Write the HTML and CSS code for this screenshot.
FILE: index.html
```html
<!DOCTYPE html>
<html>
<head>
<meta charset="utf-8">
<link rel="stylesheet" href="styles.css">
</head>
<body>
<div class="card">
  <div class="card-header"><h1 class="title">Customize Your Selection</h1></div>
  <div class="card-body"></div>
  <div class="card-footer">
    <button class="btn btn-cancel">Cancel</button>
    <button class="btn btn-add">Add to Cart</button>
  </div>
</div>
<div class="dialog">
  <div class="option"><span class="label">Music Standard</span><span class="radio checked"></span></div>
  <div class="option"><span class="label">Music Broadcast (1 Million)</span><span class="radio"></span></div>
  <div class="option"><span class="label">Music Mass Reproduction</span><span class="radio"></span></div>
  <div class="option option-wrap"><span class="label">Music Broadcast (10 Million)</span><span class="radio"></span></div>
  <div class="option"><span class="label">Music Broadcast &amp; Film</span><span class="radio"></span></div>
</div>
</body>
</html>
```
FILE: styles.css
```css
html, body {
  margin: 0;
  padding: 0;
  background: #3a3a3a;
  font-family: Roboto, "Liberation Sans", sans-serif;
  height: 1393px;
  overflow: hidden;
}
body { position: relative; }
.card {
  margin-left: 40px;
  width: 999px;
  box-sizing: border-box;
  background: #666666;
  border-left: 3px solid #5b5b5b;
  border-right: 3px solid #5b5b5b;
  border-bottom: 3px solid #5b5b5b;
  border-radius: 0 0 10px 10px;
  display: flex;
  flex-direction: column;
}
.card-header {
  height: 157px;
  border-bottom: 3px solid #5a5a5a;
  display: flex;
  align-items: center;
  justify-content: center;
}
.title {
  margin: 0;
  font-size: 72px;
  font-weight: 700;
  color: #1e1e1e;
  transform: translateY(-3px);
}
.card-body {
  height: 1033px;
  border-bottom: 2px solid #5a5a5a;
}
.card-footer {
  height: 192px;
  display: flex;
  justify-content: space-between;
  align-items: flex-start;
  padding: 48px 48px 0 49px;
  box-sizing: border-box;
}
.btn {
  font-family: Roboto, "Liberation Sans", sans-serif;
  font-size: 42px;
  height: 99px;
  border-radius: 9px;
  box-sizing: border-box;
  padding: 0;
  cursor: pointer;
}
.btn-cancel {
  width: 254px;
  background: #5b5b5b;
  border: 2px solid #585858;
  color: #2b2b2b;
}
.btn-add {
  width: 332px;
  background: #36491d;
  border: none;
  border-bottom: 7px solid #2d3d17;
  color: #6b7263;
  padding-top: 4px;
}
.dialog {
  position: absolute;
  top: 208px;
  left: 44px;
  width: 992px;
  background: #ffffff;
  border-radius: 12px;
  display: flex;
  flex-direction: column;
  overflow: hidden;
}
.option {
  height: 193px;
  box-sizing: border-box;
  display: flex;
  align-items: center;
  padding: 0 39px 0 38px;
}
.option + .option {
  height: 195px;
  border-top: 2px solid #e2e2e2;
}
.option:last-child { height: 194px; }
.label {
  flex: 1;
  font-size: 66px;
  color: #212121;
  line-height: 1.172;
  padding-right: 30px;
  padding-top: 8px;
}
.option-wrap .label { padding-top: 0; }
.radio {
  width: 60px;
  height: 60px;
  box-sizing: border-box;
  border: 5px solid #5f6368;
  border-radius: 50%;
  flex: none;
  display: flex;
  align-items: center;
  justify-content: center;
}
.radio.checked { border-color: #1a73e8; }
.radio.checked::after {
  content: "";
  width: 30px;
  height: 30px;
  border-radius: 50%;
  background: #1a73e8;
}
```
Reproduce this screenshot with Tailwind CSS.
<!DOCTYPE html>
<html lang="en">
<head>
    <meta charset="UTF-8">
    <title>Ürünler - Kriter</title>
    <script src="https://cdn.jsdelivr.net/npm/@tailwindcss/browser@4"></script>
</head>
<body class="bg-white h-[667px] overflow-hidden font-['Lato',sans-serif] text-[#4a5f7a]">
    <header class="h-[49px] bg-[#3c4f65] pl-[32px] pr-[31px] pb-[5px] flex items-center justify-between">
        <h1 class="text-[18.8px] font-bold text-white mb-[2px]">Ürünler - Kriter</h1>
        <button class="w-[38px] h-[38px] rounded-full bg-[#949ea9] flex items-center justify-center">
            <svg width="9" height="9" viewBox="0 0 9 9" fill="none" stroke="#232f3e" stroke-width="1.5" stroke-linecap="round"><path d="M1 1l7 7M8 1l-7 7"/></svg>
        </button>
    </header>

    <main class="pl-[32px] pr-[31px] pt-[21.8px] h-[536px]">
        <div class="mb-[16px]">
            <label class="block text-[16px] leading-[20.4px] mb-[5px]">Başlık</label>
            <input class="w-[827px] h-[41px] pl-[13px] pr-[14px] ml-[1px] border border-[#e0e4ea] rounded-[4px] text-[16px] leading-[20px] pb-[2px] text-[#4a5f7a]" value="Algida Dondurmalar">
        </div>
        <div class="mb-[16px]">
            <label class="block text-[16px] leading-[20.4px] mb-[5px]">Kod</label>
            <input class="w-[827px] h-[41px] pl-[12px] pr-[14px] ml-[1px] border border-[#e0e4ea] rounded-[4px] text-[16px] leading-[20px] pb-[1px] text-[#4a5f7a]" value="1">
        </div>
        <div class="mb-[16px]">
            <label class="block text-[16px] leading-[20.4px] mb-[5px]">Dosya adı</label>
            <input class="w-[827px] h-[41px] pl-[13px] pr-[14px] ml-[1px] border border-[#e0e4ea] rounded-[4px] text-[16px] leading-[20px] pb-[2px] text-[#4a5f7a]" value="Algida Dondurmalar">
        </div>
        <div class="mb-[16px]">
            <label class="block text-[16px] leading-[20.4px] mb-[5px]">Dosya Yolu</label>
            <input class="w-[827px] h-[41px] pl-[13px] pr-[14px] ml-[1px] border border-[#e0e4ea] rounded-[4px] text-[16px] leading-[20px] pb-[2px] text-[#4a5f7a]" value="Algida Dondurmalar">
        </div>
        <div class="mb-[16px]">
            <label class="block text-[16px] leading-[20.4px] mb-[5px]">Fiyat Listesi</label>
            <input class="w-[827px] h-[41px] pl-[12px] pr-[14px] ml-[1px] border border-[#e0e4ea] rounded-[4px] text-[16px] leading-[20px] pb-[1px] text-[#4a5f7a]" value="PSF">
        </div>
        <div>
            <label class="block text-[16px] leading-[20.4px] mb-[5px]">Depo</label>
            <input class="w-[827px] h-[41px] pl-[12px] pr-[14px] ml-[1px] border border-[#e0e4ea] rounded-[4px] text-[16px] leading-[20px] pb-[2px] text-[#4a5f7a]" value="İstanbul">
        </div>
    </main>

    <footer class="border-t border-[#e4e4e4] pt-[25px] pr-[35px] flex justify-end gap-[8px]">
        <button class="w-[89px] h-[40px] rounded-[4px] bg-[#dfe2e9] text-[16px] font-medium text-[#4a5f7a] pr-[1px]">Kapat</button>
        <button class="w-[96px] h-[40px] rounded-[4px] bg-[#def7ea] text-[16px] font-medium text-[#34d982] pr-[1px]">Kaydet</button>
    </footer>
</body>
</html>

**Required work:** Show every line in the records above that contains the word "screenshot".

**Result of this exercise:**
Write the HTML and CSS code for this screenshot.
Reproduce this screenshot with Tailwind CSS.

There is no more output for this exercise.